Phone 812/232-2434; Fax 812/235-3685; jboppjr@aol.com
 
Indiana Rules Prohibiting Judicial Candidates' Speech Challenged
 
Indiana Right to Life Committee filed suit yesterday in federal court to block enforcement of Indiana rules that forbid state court judicial candidates from responding to a survey asking their legal and political views on abortion , euthanasia, and other issues. The suit was filed in the U.S. District Court for the Northern District of Indiana in Lafayette. Indiana Right to Life Committee was joined in the suit by Tippecanoe County, Indiana, residents Arline Sprau and Mary P. Hall, who seek information on state judicial candidates.
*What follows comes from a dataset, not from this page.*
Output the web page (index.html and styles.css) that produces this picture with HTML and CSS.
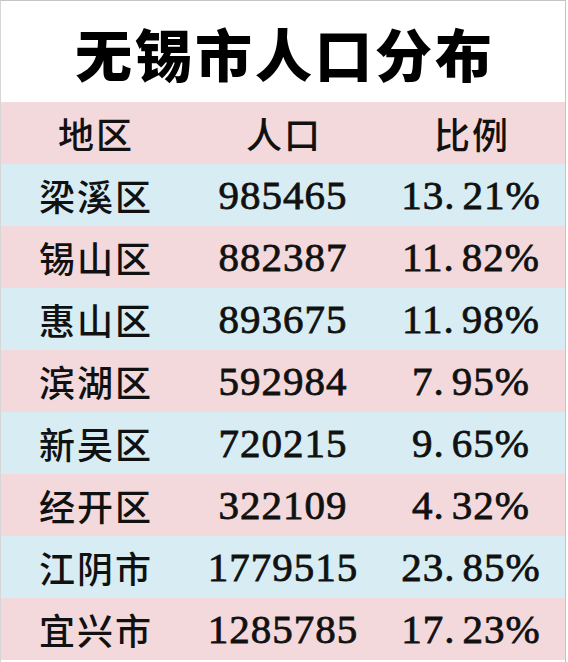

The case was brought against members of the Indiana Commission on Judicial Qualifications, including Indiana Supreme Court Chief Justice Randall Shepard, and members of the Indiana Disciplinary Commission – bodies charged with disciplining judges and lawyers who violate the Indiana of Judicial Conduct.
 
Indiana Right to Life had sent a survey to candidates for judicial office in the November 2004 election, requesting that they state their views on policies and court decisions related to abortion, euthanasia, and other related issues . Several of the judicial candidates refused to do so, especially in view of a Preliminary Advisory Opinion issue by the Commission on Judicial Qualifications that warned that judicial candidates who make "broad statements on disputed social and legal issues" run the risk of violating the Indiana Code of Judicial Conduct.
 
The U.S. Supreme Court has held unconstitutional a Minnesota rule that prohibited judicial candidates from "announcing their views on disputed legal or political issues." But the Indiana Commission suggested that Indiana judicial candidates could nevertheless be disciplined for announcing their views under separate Indiana rules that forbid judicial candidates from pledging or promising and from committing to a particular result in a case.
 
According to Terre Haute attorney James Bopp, Jr., lead counsel for the plaintiffs, the Indiana rules "contradict the U.S. Supreme Court, which clearly stated that judicial candidates have a right to respond to surveys like this and that voters have a right to hear what they have to say." Bopp, who argued the case challenging the Minnesota judicial rule struck down by the U.S. Supreme Court in Republican Party of Minnesota v. White, 536 U.S. 765 (2002), stated that Indiana's rules and policy were being interpreted to suppress the same sort of free speech that Minnesota had tried to punish. "Judicial candidates should be able to respond to questions about their beliefs so that voters will have something more to vote on other than their names, law school rank, and date of birth," said Bopp.
 
Indiana Right to Life Committee asked for a preliminary injunction so that it judges may respond to their survey without fear of disciplinary action. It hopes to publish the candidates' responses on their website before the November 2004 election.
 
James Bopp, Jr. has a national federal and state election law practice. He is General Counsel for the James Madison Center for Free Speech and Co-Chairman of the Election Law Subcommittee of the Federalist Society.